- Still from the film
- Directed by: W. J. Lincoln
- Written by: W. J. Lincoln Godfrey Cass
- Starring: Roy Redgrave
- Cinematography: Maurice Bertel
- Production company: Lincoln-Cass Films
- Release date: 29 September 1913 (Melbourne);
- Running time: 2,500 feet; three reels
- Country: Australia
- Languages: Silent film English intertitles

= Transported =

1913 Australian convict melodrama film

Transported is an Australian convict melodrama film directed by W. J. Lincoln.

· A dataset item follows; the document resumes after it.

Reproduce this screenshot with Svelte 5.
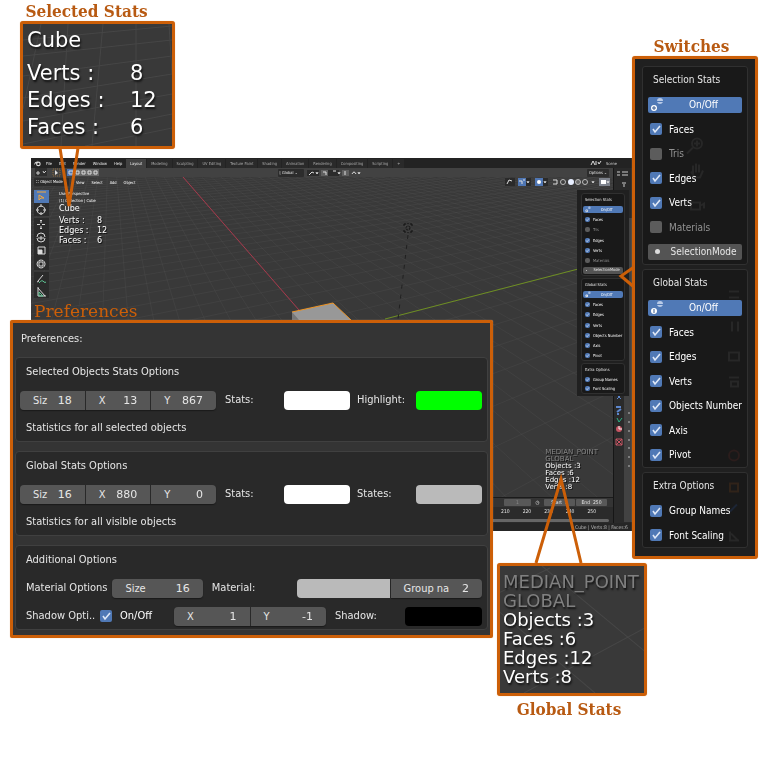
<script>
  const switchGroups = [
    {
      title: 'Selection Stats', master: true, plus: true, mode: 'SelectionMode', cls: 'tall',
      items: [['Faces', true], ['Tris', false], ['Edges', true], ['Verts', true], ['Materials', false]]
    },
    {
      title: 'Global Stats', master: true, plus: false, mode: '', cls: 'tall',
      items: [['Faces', true], ['Edges', true], ['Verts', true], ['Objects Number', true], ['Axis', true], ['Pivot', true]]
    },
    {
      title: 'Extra Options', master: false, plus: false, mode: '', cls: 'short',
      items: [['Group Names', true], ['Font Scaling', true]]
    }
  ];

  const statGroups = [
    {
      title: 'Selected Objects Stats Options', note: 'Statistics for all selected objects',
      fields: [['Siz', '18'], ['X', '13'], ['Y', '867']],
      colors: [['Stats:', '#ffffff'], ['Highlight:', '#00ff00']]
    },
    {
      title: 'Global Stats Options', note: 'Statistics for all visible objects',
      fields: [['Siz', '16'], ['X', '880'], ['Y', '0']],
      colors: [['Stats:', '#ffffff'], ['States:', '#bababa']]
    }
  ];

  const selected = [['Verts :', '8'], ['Edges :', '12'], ['Faces :', '6']];
  const globals = ['MEDIAN_POINT', 'GLOBAL', 'Objects :3', 'Faces :6', 'Edges :12', 'Verts :8'];
  const menus = ['File', 'Edit', 'Render', 'Window', 'Help'];
  const tabs = ['Layout', 'Modeling', 'Sculpting', 'UV Editing', 'Texture Paint', 'Shading', 'Animation', 'Rendering', 'Compositing', 'Scripting', '+'];
  const frames = ['210', '220', '230', '240', '250'];

  const tools = [
    { d: 'M3 2h9M5 5v5l2-2h3z', on: true },
    { d: 'M7 3a4 4 0 1 0 .1 0M7 1v3M7 9v3M2 7h3M9 7h3' },
    { d: 'M7 2v3M7 8v3M3 6.500h3M8 6.500h3M6 3l1-1 1 1M6 10l1 1 1-1', gap: true },
    { d: 'M3 6a4 4 0 0 1 8 0M11 7a4 4 0 0 1-8 0M4 7h6M7 5v4' },
    { d: 'M4 3h7v7h-7zM4 6h4v4', fill: true },
    { d: 'M7 3a4 4 0 1 0 .1 0M5 5h4v4h-4z' },
    { d: 'M4 9l5-6M3 10l2-1', d2: 'M5 11q3-4 5-1 1 1 2 0', gap: true },
    { d: 'M4 2v9h8M4 3l7 8', d2: 'M5 7l4 4h-4z' }
  ];

  // Perspective floor grid: every line runs towards one of two vanishing points.
  const origin = [290, 159];
  const vanishX = [79, -84];
  const vanishY = [1219, -84];
  const a = 0.06;
  const b = 0.024;
  function project(u, v) {
    const w = 1 + u * a + v * b;
    return [0, 1].map((i) => Math.round(((origin[i] + u * a * vanishX[i] + v * b * vanishY[i]) / w) * 10) / 10);
  }
  function segment(p, q) {
    return `M${p[0]} ${p[1]}L${q[0]} ${q[1]}`;
  }
  let grid = '';
  for (let v = -36; v <= 70; v += 1) {
    const start = (-0.96 - v * b) / a;
    grid += segment(project(Math.max(start, -60), v), project(95, v));
  }
  for (let u = -14; u <= 85; u += 1) {
    const start = (-0.96 - u * a) / b;
    grid += segment(project(u, Math.max(start, -200)), project(u, 220));
  }
</script>

{#snippet powerIcon(plus)}
  <svg class="power" viewBox="0 0 14 16" aria-hidden="true">
    <path d="M7 4a3 3 0 0 1 6 0zM7 5h6q-1 2-3 2t-3-2z" fill="#b9cbe8" />
    <circle cx="4" cy="11" r="3" fill="#fff" />
    <path d={plus ? 'M4 9v4M2 11h4' : 'M4 9v4'} stroke="#35588f" stroke-width="1" />
  </svg>
{/snippet}

{#snippet switchPanel()}
  {#each switchGroups as group}
    <section class="group {group.cls}">
      <h3>{group.title}</h3>
      {#if group.master}
        <button class="master">{@render powerIcon(group.plus)}<span>On/Off</span></button>
      {/if}
      {#each group.items as [name, on]}
        <label class="switch" class:off={!on}><input type="checkbox" checked={on} />{name}</label>
      {/each}
      {#if group.mode}
        <button class="mode"><i></i><span>{group.mode}</span></button>
      {/if}
    </section>
  {/each}
{/snippet}

{#snippet numberField(name, value)}
  <label class="field"><span>{name}</span><input type="text" {value} /></label>
{/snippet}

<main class="stage">
  <section class="editor" aria-label="Editor">
    <header class="topbar">
      <svg class="logo" viewBox="0 0 8 8"><path d="M0 5l4-3.500M1 3h4" stroke="#ddd" /><circle cx="5" cy="4.500" r="2" fill="none" stroke="#ddd" stroke-width="1.300" /></svg>
      <nav class="menus">{#each menus as m}<a href="#menu">{m}</a>{/each}</nav>
      <nav class="tabs">{#each tabs as t, i}<a href="#tab" class:active={i === 0}>{t}</a>{/each}</nav>
      <span class="scene"><svg viewBox="0 0 12 8"><path d="M1 6l2-4 2 4M6 2v4M8 3l1 2 2-3" fill="none" stroke="#ddd" /></svg>Scene</span>
    </header>

    <div class="toolbar">
      <svg class="start" viewBox="0 0 66 9">
        <path d="M2 0h12v8H2z" fill="#2e2e2e" /><path d="M3 5h4M5 3v4M10 3l1 2 2-2" fill="none" stroke="#ccc" />
        <path d="M20 1h7v7h-7z" fill="none" stroke="#8b693a" stroke-dasharray="1 1" /><path d="M22 2v5l3-2z" fill="#ddd" />
        <path d="M34 1h7v7h-7z" fill="#4f76b3" /><path d="M42 1h24v7H42z" fill="#696969" />
        <path d="M36 3h4v3h-4zM43 3h3v3h-3zM49 3h3v3h-3zM55 3h3v3h-3zM61 3h3v3h-3z" fill="none" stroke="#ddd" />
      </svg>
      <div class="orient">
        <span class="chip">⌊ Global ⌄</span>
        <svg viewBox="0 0 54 8"><path d="M0 1h12v6H0zM20 1h12v6H20z" fill="#2b2b2b" /><path d="M14 1h7v6h-7zM35 1h7v6h-7z" fill="#606060" /><path d="M2 6l3-3 2 1M9 3l1 2 1-2M16 3h3v3M26 2h3M31 3l1 2 1-2M38 2v4M45 5q2-4 4 0M51 3l1 2 1-2" fill="none" stroke="#ddd" /></svg>
      </div>
      <span class="chip options">Options ⌄</span>
    </div>

    <div class="viewport">
      <svg class="scene3d" aria-hidden="true">
        <path d={grid} fill="none" stroke="#595959" stroke-opacity=".5" stroke-width=".5" />
        <path d="M152 0L268 133" stroke="#a8384b" stroke-width="1" />
        <path d="M354 142L582 83" stroke="#6e8f22" stroke-width="1" />
        <path d="M377 58L367 142" stroke="#202020" stroke-dasharray="4 6" />
        <circle cx="377" cy="51" r="2" fill="none" stroke="#111" stroke-dasharray="2 1" />
        <path d="M373 47h2M379 47h2M373 55h2M379 55h2M373 47v2M381 47v2M373 53v2M381 53v2M377 46v1M377 55v1" stroke="#111" />
        <path d="M261 135l41-9 18 17h-59z" fill="#989898" /><path d="M261 135l7 8h-7z" fill="#777" />
        <path d="M261 135l41-9 18 17" fill="none" stroke="#f09422" stroke-width="1" />
      </svg>
      <header class="viewbar">
        <span class="chip">⛶ Object Mode ⌄</span><span>View</span><span>Select</span><span>Add</span><span>Object</span>
        <svg class="shading" viewBox="0 0 106 10">
          <path d="M0 1h10v8H0z" fill="#2a2a2a" /><path d="M13 1h8v8h-8zM30 1h8v8h-8z" fill="#4f76b3" />
          <path d="M21 1h5v8h-5zM38 1h5v8h-5z" fill="#2a2a2a" /><path d="M94 1h11v8H94z" fill="#7d828c" />
          <path d="M2 7l2-4 3 1M14 4h3v3M18 3h2M22 4l1 2 1-2M39 4l1 2 1-2M48 3h4v4h-4M87 4l1 2 1-2M102 4l1 2 1-2" fill="none" stroke="#ddd" />
          <circle cx="34" cy="5" r="2" fill="#fff" /><circle cx="58" cy="5" r="2.500" fill="none" stroke="#bbb" />
          <circle cx="66" cy="5" r="3" fill="#e8efff" /><circle cx="73" cy="5" r="2.500" fill="#666" stroke="#bbb" />
          <circle cx="80" cy="5" r="2.500" fill="none" stroke="#bbb" /><path d="M96 3h5v4h-5z" fill="#fff" />
        </svg>
      </header>
      <div class="view-body">
        <div class="tools">
          {#each tools as t}
            <button class:active={t.on} class:gap={t.gap} aria-label="Tool">
              <svg viewBox="0 0 14 13"><path d={t.d} fill="none" stroke={t.on ? '#f4a83b' : '#d8d8d8'} />{#if t.fill}<path d="M4 6h4v4h-4z" fill="#ddd" />{/if}{#if t.d2}<path d={t.d2} fill="none" stroke="#5fc594" />{/if}</svg>
            </button>
          {/each}
        </div>
        <div class="view-info">
          <p class="tiny">User Perspective</p>
          <p class="tiny">(1) Collection | Cube</p>
          <p class="name">Cube</p>
          <dl>{#each selected as [k, v]}<dt>{k}</dt><dd>{v}</dd>{/each}</dl>
        </div>
      </div>
      <ul class="view-stats">{#each globals as g, i}<li class:dim={i < 2}>{g}</li>{/each}</ul>
    </div>

    <aside class="side">
      <svg viewBox="0 0 19 354">
        <path d="M10 0h9v354h-9z" fill="#424242" /><path d="M0 0h19v50H0z" fill="#292929" />
        <path d="M3 4h3M3 7h3M8 4h6M8 7h6M8 15h4M10 16v3" stroke="#ccc" />
        <path d="M2 224h6M3 227l4 4M7 227l-4 4" stroke="#5c86cc" />
        <path d="M3 244l4-3M2 239h5M3 246h2" stroke="#5c86cc" stroke-width="2" />
        <path d="M3 250l2 4 3-4" fill="none" stroke="#2cb487" />
        <circle cx="5" cy="261" r="3" fill="#c75563" /><path d="M5 258v3l3 0" stroke="#eee" fill="none" />
        <path d="M2 271h6v6H2zM2 271l6 6M8 271l-6 6" fill="none" stroke="#c75563" />
        <path d="M14 245h2M14 254h2M14 263h2M14 272h2M14 280h2M14 289h2M14 298h2" stroke="#bbb" />
      </svg>
    </aside>

    <div class="timeline">
      <div class="playbar"><span class="wide">1</span><span class="clock">◷</span><span>Start&nbsp; 1</span><span>End&nbsp; 250</span></div>
      <div class="ruler">{#each frames as f}<span>{f}</span>{/each}</div>
      <div class="scroll"></div>
    </div>
    <footer class="status">Cube | Verts:8 | Faces:6</footer>
    <div class="popover">{@render switchPanel()}</div>
  </section>

  <section class="callout selected">
    <h2>Selected Stats</h2>
    <div class="frame">
      <svg class="floor" viewBox="0 0 149 122" preserveAspectRatio="none"><path d="M18 0L0 85M80 0L69 122M113 0v122M146 0l3 50M0 16l149-14M0 32l149-16M0 52l149-20M0 74l149-24M0 97l149-27M0 120l149-30M62 122l87-18M45 0L38 122" /></svg>
      <p>Cube</p>
      <dl>{#each selected as [k, v]}<dt>{k}</dt><dd>{v}</dd>{/each}</dl>
    </div>
    <svg class="pointer" viewBox="0 0 22 62"><path d="M2 0L11 58L20 0" /></svg>
  </section>

  <section class="callout switches">
    <h2>Switches</h2>
    <div class="frame">
      {@render switchPanel()}
      <svg class="ghost" viewBox="0 0 120 496" aria-hidden="true">
        <g fill="none" stroke="#272727" stroke-width="2">
          <circle cx="62" cy="84" r="5" /><path d="M58 88l-6 6M59 84h6M62 81v6" />
          <path d="M58 106v8M61 104v9M64 105v8M56 112l4 6h5l3-7M56 143h9v7h-9zM66 146l3-2v5" />
          <path d="M94 232h10M94 238h10M97 262v10M103 262v10M94 293h10v8h-10zM94 318h10M96 322h7v5h-7z" />
          <circle cx="99" cy="396" r="5" stroke="#2b1d1c" /><path d="M95 424h8v8h-8z" stroke="#302318" />
          <path d="M95 452l7-7" stroke="#1c2535" /><path d="M95 472v9h9M96 474l7 7" />
        </g>
      </svg>
    </div>
    <svg class="pointer" viewBox="0 0 16 24"><path d="M15 1L2 10L15 21" /></svg>
  </section>

  <section class="callout prefs">
    <h2>Preferences</h2>
    <div class="frame">
      <h3>Preferences:</h3>
      {#each statGroups as g}
        <section class="box">
          <h4>{g.title}</h4>
          <div class="row seven">
            <div class="fields three">{#each g.fields as [n, v]}{@render numberField(n, v)}{/each}</div>
            {#each g.colors as [n, c]}
              <label class="swatch"><span>{n}</span><input type="color" value={c} /></label>
            {/each}
          </div>
          <p>{g.note}</p>
        </section>
      {/each}
      <section class="box">
        <h4>Additional Options</h4>
        <div class="row five">
          <p>Material Options</p>
          <div class="fields">{@render numberField('Size', '16')}</div>
          <label class="swatch joined"><span>Material:</span><input type="color" value="#bababa" /></label>
          <div class="fields last">{@render numberField('Group na', '2')}</div>
        </div>
        <div class="row six">
          <p>Shadow Opti..</p>
          <label class="shadow-toggle"><input type="checkbox" checked />On/Off</label>
          <div class="fields two">{@render numberField('X', '1')}{@render numberField('Y', '-1')}</div>
          <label class="swatch"><span>Shadow:</span><input type="color" value="#000000" /></label>
        </div>
      </section>
    </div>
  </section>

  <section class="callout global">
    <div class="frame">
      <svg class="floor" viewBox="0 0 144 126" preserveAspectRatio="none"><path d="M0 26L50 2M42 0L144 84M0 46L95 126M24 126L144 62" /></svg>
      <ul>{#each globals as g, i}<li class:dim={i < 2}>{g}</li>{/each}</ul>
    </div>
    <h2>Global Stats</h2>
    <svg class="pointer" viewBox="0 0 50 88"><path d="M2 87L27 3L47 87" /></svg>
  </section>
</main>

<style>
  :global(body) { margin: 0; background: #fff; }
  .stage {
    --orange: #cc5f08;
    --blue: #5079b6;
    position: relative;
    box-sizing: border-box;
    min-height: 768px;
    padding: 158px 136px 0 31px;
    overflow: hidden;
    font-family: "DejaVu Sans Condensed", "DejaVu Sans", sans-serif;
    color: #e6e6e6;
  }
  h2, h3, h4, p, ul, dl, dd { margin: 0; padding: 0; font-weight: 400; }
  ul { list-style: none; }
  a { color: inherit; text-decoration: none; }
  button { border: 0; padding: 0; font: inherit; color: inherit; }
  input { margin: 0; }
  svg { display: block; }
  dl { display: grid; }

  /* editor window */
  .editor {
    position: relative;
    display: grid;
    grid-template-columns: 1fr 19px;
    background: #232323;
    font-size: 5px;
    line-height: 9px;
    white-space: nowrap;
    overflow: hidden;
  }
  .topbar { grid-column: 1 / -1; display: flex; align-items: center; height: 10px; background: #232323; color: #ccc; font-size: 4px; }
  .logo { width: 7px; height: 7px; margin: 0 5px 0 3px; }
  .menus { display: flex; gap: 7px; width: 80px; color: #eee; }
  .tabs { display: flex; flex: 1; color: #aaa; gap: 1px; padding-top: 1px; }
  .tabs a { padding: 0 4px; background: #2a2a2a; }
  .tabs .active { background: #424242; color: #eee; }
  .scene { display: flex; align-items: center; gap: 4px; width: 42px; }
  .scene svg { width: 12px; height: 8px; }
  .toolbar { display: flex; align-items: center; height: 9px; background: #424242; padding: 0 4px 0 2px; font-size: 4px; }
  .start { width: 66px; height: 9px; }
  .orient { display: flex; gap: 3px; margin: 0 auto 0 31%; }
  .orient .chip { min-width: 22px; }
  .orient svg { width: 54px; height: 8px; }
  .chip { background: #2c2c2c; border-radius: 1px; padding: 0 2px; line-height: 8px; }
  .side { grid-column: 2; grid-row: 2 / 5; border-left: 1px solid #161616; background: #2a2a2a; overflow: hidden; }
  .side svg { width: 19px; height: 354px; }
  .viewport { position: relative; height: 320px; background: #393939; overflow: hidden; }
  .scene3d { position: absolute; inset: 0; width: 100%; height: 100%; }
  .viewbar { position: relative; display: flex; align-items: center; gap: 7px; height: 10px; padding: 0 2px 0 3px; }
  .viewbar > span { font-size: 4px; color: #fff; }
  .shading { width: 106px; height: 10px; margin-left: auto; }
  .view-body { position: relative; display: flex; gap: 10px; padding: 3px 0 0 3px; }
  .tools { display: flex; flex-direction: column; }
  .tools button { width: 15px; height: 13px; background: #2b2b2b; }
  .tools .gap { margin-top: 2px; }
  .tools .active { background: var(--blue); }
  .tools svg { width: 14px; height: 13px; }
  .tiny { line-height: 7px; font-size: 4px; color: #fff; }
  .view-info .name { font: 8px/10px "DejaVu Sans", sans-serif; padding-bottom: 2px; color: #fff; }
  .view-info dl { grid-template-columns: 38px auto; font: 8px/10px "DejaVu Sans", sans-serif; color: #fff; text-shadow: 1px 1px #111; }
  .view-stats { position: absolute; right: 15px; bottom: 6px; font: 7px/7px "DejaVu Sans", sans-serif; color: #fff; text-shadow: 1px 1px #111; }
  .dim { color: #858585; }
  .popover {
    --row: 7px;
    --check: 5px;
    --pad: 1px;
    --indent: 2px;
    --label: 3px;
    --tall: 83px;
    --short: 31px;
    position: absolute;
    box-sizing: border-box;
    top: 32px;
    right: 3px;
    width: 52px;
    display: flex;
    flex-direction: column;
    gap: 2px;
    padding: 3px 4px 2px;
    background: #202020;
    font-size: 4px;
  }
  .timeline { grid-column: 1; height: 26px; background: #2b2b2b; border-top: 1px solid #1b1b1b; box-sizing: border-box; }
  .playbar { display: flex; justify-content: flex-end; gap: 1px; height: 9px; padding-right: 6px; align-items: center; background: #343434; }
  .playbar span { width: 31px; background: #585858; text-align: center; line-height: 7px; border-radius: 1px; }
  .playbar .wide { width: 27px; color: #888; }
  .playbar .clock { width: 11px; background: none; }
  .ruler { display: flex; justify-content: flex-end; gap: 13px; height: 9px; padding-right: 17px; }
  .scroll { height: 3px; margin: 3px 4px 0; background: #666; border-radius: 2px; }
  .status { grid-column: 1 / -1; height: 8px; line-height: 8px; text-align: right; background: #262626; padding-right: 4px; color: #bbb; }

  /* shared list of switches */
  .group {
    box-sizing: border-box;
    display: flex;
    flex-direction: column;
    justify-content: space-between;
    padding: var(--indent) var(--pad) calc(var(--indent) - 1px);
    border: 1px solid #303030;
    border-radius: 3px;
    background: #191919;
  }
  .tall { min-height: var(--tall); }
  .short { min-height: var(--short); }
  .group h3 { font-size: inherit; line-height: var(--row); padding-left: var(--indent); }
  .group button { position: relative; display: flex; align-items: center; justify-content: center; height: var(--row); border-radius: 2px; line-height: 1; }
  .group .master { background: var(--blue); color: #fff; padding-left: 18%; }
  .power { position: absolute; left: 2px; top: 0; height: 100%; }
  .group .mode { background: #545454; padding-left: 18%; }
  .mode i { position: absolute; left: 7%; width: calc(var(--check) / 2 - 1px); aspect-ratio: 1; border-radius: 50%; background: #ddd; }
  .switch { display: flex; align-items: center; gap: var(--label); height: var(--row); padding-left: 2px; color: #fff; white-space: nowrap; }
  .switch.off { color: #929292; }
  input[type="checkbox"] {
    appearance: none;
    flex: none;
    width: var(--check);
    height: var(--check);
    border-radius: 2px;
    background: #5c5c5c;
  }
  input[type="checkbox"]:checked {
    background: var(--blue) url("data:image/svg+xml,%3Csvg xmlns='http://www.w3.org/2000/svg' viewBox='0 0 12 12'%3E%3Cpath d='M3 6l2 3 5-6' fill='none' stroke='%23dfe8f7' stroke-width='1.6'/%3E%3C/svg%3E");
  }

  /* callouts */
  .callout { position: absolute; }
  .callout > h2 { font: 700 17px/18px "DejaVu Serif Condensed", "DejaVu Serif", serif; color: #b85a12; text-align: center; white-space: nowrap; }
  .frame { position: relative; box-sizing: border-box; border: 3px solid var(--orange); border-radius: 3px; background: #393939; box-shadow: 0 0 1px #e9ad7c; }
  .pointer { position: absolute; overflow: visible; }
  .pointer path { fill: none; stroke: var(--orange); stroke-width: 3; }
  .floor { position: absolute; inset: 0; width: 100%; height: 100%; }
  .floor path { fill: none; stroke: #464646; stroke-width: 1; }
  .frame > p, .frame > dl, .frame > ul { position: relative; color: #fff; text-shadow: 1px 2px 2px #111; white-space: nowrap; }

  .selected { left: 20px; top: 2px; width: 155px; }
  .selected > h2 { margin: 0 10px 1px -12px; }
  .selected .frame { padding: 3px 4px 5px; font: 21px/27px "DejaVu Sans", sans-serif; }
  .selected p { padding-bottom: 6px; }
  .selected dl { grid-template-columns: 103px auto; }
  .selected .pointer { left: 38px; top: 146px; width: 22px; height: 62px; }

  .switches { right: 10px; top: 37px; width: 126px; }
  .switches > h2 { margin-right: 7px; margin-bottom: 1px; }
  .switches .frame {
    --row: 16px;
    --check: 12px;
    --pad: 5px;
    --indent: 5px;
    --label: 7px;
    --tall: 199px;
    --short: 76px;
    display: flex;
    flex-direction: column;
    gap: 4px;
    padding: 7px 7px 8px;
    background: #202020;
    font-size: 10px;
  }
  .switches .ghost { position: absolute; inset: 0; width: 100%; height: 100%; pointer-events: none; mix-blend-mode: lighten; }
  .switches .pointer { left: -13px; top: 229px; width: 16px; height: 24px; }

  .prefs { left: 10px; right: 275px; top: 302px; }
  .prefs > h2 { font: 400 17px/18px "DejaVu Serif", serif; color: var(--orange); text-align: left; padding-left: 24px; }
  .prefs .frame {
    --check: 12px;
    display: flex;
    flex-direction: column;
    gap: 9px;
    padding: 2px 2px 5px;
    background: #343434;
    border-radius: 2px;
    font-size: 11px;
    line-height: 28px;
    white-space: nowrap;
  }
  .prefs .frame h3 { font-size: inherit; padding-left: 6px; margin-bottom: -5px; }
  .box { border: 1px solid #404040; border-radius: 4px; background: #292929; padding: 0 5px 0 4px; height: 83px; line-height: 28px; }
  .box h4, .box p { font-size: inherit; padding-left: 6px; height: 28px; }
  .row { display: grid; align-items: center; height: 28px; }
  .seven { grid-template-columns: repeat(7, 1fr); }
  .five { grid-template-columns: repeat(5, 1fr); }
  .six { grid-template-columns: repeat(6, 1fr); }
  .fields { display: flex; gap: 1px; margin-right: 2px; border-radius: 4px; overflow: hidden; box-shadow: 0 1px 1px #1a1a1a; }
  .three { grid-column: span 3; }
  .two { grid-column: span 2; }
  .last { margin: 0 0 0 1px; border-radius: 0 4px 4px 0; }
  .field { flex: 1 1 0; min-width: 0; display: flex; height: 19px; line-height: 19px; background: #565656; padding: 0 13px; }
  .field input { flex: 1; width: 0; min-width: 0; border: 0; padding: 0; background: none; text-align: right; color: #e6e6e6; font: 11px/19px "DejaVu Sans", sans-serif; }
  .swatch { grid-column: span 2; display: grid; grid-template-columns: 1fr 1fr; align-items: center; }
  .swatch span { padding-left: 7px; }
  .swatch input { appearance: none; width: 100%; height: 19px; border: 0; padding: 0; border-radius: 4px; background: none; overflow: hidden; }
  .swatch input::-webkit-color-swatch-wrapper { padding: 0; }
  .swatch input::-webkit-color-swatch { border: 0; border-radius: 0; }
  .joined input { border-radius: 4px 0 0 4px; }
  .shadow-toggle { display: flex; align-items: center; gap: 8px; padding-left: 3px; color: #fff; }

  .global { right: 121px; top: 563px; width: 150px; }
  .global .frame { padding: 6px 3px 7px; font: 18px/19px "DejaVu Sans", sans-serif; }
  .global .frame .dim { color: #808080; }
  .global > h2 { margin: 4px 6px 0 0; }
  .global .pointer { left: 37px; top: -87px; width: 50px; height: 88px; }
</style>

It is considered a lost film.

==Plot==
In England, Jessie Grey is about to marry Leonard Lincoln but the evil Harold Hawk tries to force her to marry him and she wounds him with a gun. Hawk is arrested and sentenced to imprisonment in Australia. Leonard and Jessie get married and move to Australia. Hawk escapes from gaol and tries to get his revenge by kidnapping Jessie.

According to one contemporary report "The scene opens in an English inn, but through an attack being made on the inn, the drunken scoundrel who attempts to force the heroine's hand is transported to Australia. Two years after the scene is removed to Australia. The villain, escaping from prison, attempts to force- the heroine's hand, and is frustrated by the appearance of her husband. He shoots himself to escape the penalty."

==Cast==
- Roy Redgrave
- Godfrey Cass
- George Bryant
- Tom Cannan
==Release==
According to the Prahran Telegraph, Redgrave was "exceptionally good" and "the scenery is brilliant, and some very quaint actions by two of the servants in the household kept the audience ripples of laughter."